Roman Kubiak discusses the recent decision of Dunbabin v. Dunbabin [2022] EWHC 241(Ch), in which the court found that a joint tenancy had been severed despite the absence of a notice.

Disclaimer: although this is a case in which my colleagues and I acted for the successful claimants I thought it worth discussing as it raises some interesting legal points, not often addressed in the courts but which are frequently seen in practice.

By way of background, Angela and John Dunbabin were married for over 60 years. They had four sons, Adam, Michael (who, by the time the claim was heard, had passed away), Simon and Timothy.

In 1983 they purchased a property in Milton Keynes which remained unregistered until 2021.

The presumption, absent an express declaration, is that the property was held by them on a beneficial joint tenancy (see Stack v. Dowden [2007] AC 432 at [68]).

The couple made mirror wills in 2003 and then later in 2008, each of which purported to deal with Angela and John’s respective shares of the property and, broadly, provided for the surviving spouse to remain in the home for life with their respective shares to pass to their four sons in equal shares on each death.

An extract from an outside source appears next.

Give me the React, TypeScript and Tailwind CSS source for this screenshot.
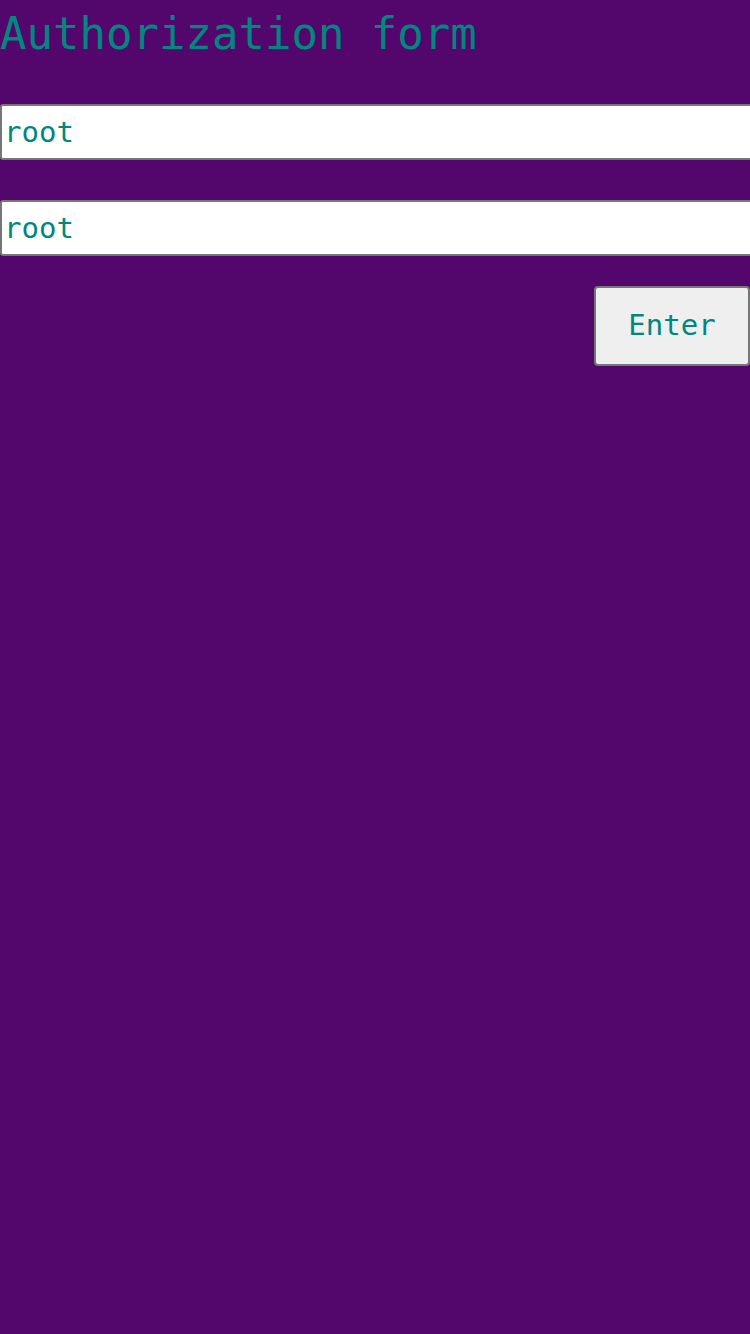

Following Angela’s death in 2016, John made a new will in 2019 leaving 75% of his estate to Simon, with the remaining 25% split between the remaining three sons. As John had been occupying the property, no steps had been taken until his death to administer Angela’s estate, which ostensibly, the claimants argued, comprised her half share in the property.

The key issue which came before HHJ Matthews sitting in the High Court in Bristol was therefore what proportion of the property comprised each of Angela and John’s estates and, thus, the respective underlying beneficial interests.

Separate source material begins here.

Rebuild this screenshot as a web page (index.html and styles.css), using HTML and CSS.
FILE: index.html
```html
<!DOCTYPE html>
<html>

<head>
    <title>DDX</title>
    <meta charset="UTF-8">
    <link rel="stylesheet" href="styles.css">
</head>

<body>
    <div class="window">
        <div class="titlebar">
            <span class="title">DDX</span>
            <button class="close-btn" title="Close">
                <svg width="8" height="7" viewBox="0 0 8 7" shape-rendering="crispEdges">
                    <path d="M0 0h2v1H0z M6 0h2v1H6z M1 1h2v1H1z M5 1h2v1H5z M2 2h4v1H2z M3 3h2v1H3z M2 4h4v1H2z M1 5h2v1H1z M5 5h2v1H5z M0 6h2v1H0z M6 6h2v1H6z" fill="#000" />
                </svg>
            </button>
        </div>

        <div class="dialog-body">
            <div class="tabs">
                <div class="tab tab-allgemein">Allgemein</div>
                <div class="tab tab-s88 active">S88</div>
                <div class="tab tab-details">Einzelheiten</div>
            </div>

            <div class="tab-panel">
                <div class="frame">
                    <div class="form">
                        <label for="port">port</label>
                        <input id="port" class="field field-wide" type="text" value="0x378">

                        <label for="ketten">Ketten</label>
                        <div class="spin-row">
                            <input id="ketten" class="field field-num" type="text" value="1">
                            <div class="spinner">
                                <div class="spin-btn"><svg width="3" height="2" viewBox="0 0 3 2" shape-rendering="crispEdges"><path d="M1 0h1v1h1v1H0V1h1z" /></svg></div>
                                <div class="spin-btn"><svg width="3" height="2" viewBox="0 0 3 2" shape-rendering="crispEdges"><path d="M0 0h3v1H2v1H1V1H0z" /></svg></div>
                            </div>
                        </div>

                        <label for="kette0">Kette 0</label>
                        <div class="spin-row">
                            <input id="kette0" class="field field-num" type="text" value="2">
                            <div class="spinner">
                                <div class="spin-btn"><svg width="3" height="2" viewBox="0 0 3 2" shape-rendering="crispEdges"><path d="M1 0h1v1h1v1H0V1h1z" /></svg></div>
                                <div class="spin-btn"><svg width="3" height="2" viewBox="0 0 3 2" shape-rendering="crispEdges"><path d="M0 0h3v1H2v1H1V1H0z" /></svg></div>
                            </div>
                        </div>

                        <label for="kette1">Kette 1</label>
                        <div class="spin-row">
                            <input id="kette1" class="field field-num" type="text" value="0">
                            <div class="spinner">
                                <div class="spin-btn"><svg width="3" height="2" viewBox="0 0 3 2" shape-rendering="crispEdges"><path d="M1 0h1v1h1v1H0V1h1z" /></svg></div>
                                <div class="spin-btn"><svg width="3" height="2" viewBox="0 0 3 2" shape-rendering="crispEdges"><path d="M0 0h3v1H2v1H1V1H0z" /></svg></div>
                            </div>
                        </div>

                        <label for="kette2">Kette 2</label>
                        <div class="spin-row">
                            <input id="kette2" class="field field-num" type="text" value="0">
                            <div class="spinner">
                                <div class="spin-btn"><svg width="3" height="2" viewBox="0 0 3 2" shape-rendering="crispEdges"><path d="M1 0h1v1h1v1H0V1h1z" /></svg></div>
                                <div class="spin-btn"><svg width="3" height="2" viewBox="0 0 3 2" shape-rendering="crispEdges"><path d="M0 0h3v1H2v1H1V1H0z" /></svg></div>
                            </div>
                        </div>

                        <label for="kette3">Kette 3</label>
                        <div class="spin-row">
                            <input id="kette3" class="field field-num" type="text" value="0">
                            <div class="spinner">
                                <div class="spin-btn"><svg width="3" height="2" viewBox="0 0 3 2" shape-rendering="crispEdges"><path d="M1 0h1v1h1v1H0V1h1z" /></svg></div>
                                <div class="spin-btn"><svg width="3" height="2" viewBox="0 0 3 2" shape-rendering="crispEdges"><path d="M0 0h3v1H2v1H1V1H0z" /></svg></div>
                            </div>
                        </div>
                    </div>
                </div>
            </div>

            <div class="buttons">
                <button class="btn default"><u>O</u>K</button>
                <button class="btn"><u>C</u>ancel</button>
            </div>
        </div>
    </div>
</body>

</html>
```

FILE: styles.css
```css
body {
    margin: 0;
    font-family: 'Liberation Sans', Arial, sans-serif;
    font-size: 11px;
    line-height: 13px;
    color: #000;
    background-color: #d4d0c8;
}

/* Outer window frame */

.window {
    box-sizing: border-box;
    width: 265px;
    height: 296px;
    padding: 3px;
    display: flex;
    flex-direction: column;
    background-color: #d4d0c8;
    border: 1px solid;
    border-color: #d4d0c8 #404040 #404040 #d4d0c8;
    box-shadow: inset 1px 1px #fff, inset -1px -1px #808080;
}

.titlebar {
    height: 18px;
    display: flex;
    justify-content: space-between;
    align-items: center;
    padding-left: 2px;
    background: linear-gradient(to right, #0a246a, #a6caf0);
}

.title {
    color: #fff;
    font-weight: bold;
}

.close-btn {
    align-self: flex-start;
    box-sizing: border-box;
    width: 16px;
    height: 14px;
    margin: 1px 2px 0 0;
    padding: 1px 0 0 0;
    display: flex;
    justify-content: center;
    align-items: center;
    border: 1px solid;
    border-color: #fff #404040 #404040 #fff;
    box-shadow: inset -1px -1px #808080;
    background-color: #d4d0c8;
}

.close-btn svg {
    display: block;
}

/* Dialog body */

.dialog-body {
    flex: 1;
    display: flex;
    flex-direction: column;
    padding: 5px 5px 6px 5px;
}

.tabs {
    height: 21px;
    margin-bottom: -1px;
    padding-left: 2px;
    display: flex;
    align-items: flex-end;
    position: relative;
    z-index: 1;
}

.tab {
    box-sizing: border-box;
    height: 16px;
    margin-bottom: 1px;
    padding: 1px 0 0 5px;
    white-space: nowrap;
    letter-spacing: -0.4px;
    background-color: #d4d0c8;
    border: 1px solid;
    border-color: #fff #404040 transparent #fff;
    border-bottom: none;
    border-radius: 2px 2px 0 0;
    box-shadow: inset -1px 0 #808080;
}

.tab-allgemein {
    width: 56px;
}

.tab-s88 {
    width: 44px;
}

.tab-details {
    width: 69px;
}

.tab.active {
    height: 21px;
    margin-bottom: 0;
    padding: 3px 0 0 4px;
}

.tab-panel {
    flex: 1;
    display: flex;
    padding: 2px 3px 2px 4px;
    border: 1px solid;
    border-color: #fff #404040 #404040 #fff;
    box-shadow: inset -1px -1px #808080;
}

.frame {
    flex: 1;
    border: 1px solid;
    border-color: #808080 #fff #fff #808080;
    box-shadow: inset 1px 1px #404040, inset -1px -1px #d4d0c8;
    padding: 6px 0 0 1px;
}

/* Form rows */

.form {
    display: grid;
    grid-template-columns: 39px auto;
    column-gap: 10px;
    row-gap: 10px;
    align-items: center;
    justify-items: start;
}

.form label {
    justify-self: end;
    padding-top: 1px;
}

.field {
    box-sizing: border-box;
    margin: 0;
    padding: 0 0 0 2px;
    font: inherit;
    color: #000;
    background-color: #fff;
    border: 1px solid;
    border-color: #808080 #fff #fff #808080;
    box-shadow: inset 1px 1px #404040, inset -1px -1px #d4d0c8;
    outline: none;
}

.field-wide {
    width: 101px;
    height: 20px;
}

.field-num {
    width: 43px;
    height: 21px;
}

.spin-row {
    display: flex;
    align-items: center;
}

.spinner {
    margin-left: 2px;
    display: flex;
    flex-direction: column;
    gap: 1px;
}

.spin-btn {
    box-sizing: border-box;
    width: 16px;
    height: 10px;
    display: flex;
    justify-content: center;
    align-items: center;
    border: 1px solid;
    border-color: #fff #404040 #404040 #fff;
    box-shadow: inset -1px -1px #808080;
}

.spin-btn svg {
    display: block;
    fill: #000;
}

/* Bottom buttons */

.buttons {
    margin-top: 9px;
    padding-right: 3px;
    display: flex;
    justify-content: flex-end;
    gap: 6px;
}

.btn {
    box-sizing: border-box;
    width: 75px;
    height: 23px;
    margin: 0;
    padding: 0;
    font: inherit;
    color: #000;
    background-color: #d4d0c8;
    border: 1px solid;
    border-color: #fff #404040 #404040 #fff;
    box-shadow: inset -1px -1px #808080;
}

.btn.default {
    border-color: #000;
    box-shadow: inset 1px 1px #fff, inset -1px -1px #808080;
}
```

Adam, Timothy and Michael’s personal representatives argued that, by making their mirror will, their parents had essentially acted so as to sever the beneficial joint tenancy over the property on terms that they held the legal title as joint tenants upon trust for themselves as tenants in common in equal shares. This, they asserted, meant that half the property fell to be distributed under Angela’s will under which they, collectively, received 75%.

They also argued that, in any event, a notice of severance of joint tenancy had been validly served but that it had most likely been misplaced or lost.

Simon asserted that no severance had taken place such that the entire beneficial interest in the property passed to John, entitling Simon to 75% of the value of the property and the remaining brothers to just 25%.

Ultimately, HHJ Matthews held that the joint tenancy had been severed on three grounds:

1. By Notice

HHJ Matthews held that on the balance of probabilities a notice of severance was served, despite the parties being unable to locate it given that “it is just one sheet of paper, and can have become misfiled or even accidentally destroyed”.

2. By Agreement

Citing Re Wilford’s Estate (1879) 11 Ch D 267, HHJ Matthews held that the various wills, each of which, including John’s 2019 will, purported to deal with their “share” of the property, coupled with an explanatory letter accompanying the mirror wills all pointed to an agreement to sever the joint tenancy.

3. By Course of Conduct

Under this head, and emphasising that this requires mutuality, HHJ Matthews concluded that “the evidence satisfies me that there was a course of conduct (in particular, the making of the mirror wills) which showed that one party (indeed, each party) made clear to the other that that one desired that their property should no longer be held jointly but be held in common”.

While this case does not create new law, Dunbabin solidly affirms the legal position that while, absent a declaration of trust, there is a legal presumption that two or more parties who purchase property together do so as beneficial joint tenants in equity, and despite the absence of a formal notice of severance, it is still possible to demonstrate that such a severance took place on one of the above grounds.

As with all such cases, each case turns on its own facts. Here, the key evidence was the couple’s shared decision to make mirror wills each seeking to leave a distinct share of the property to their sons, coupled with the evidence of the will writer who was cross examined by Simon acting as a litigant in person about the likely advice around those wills.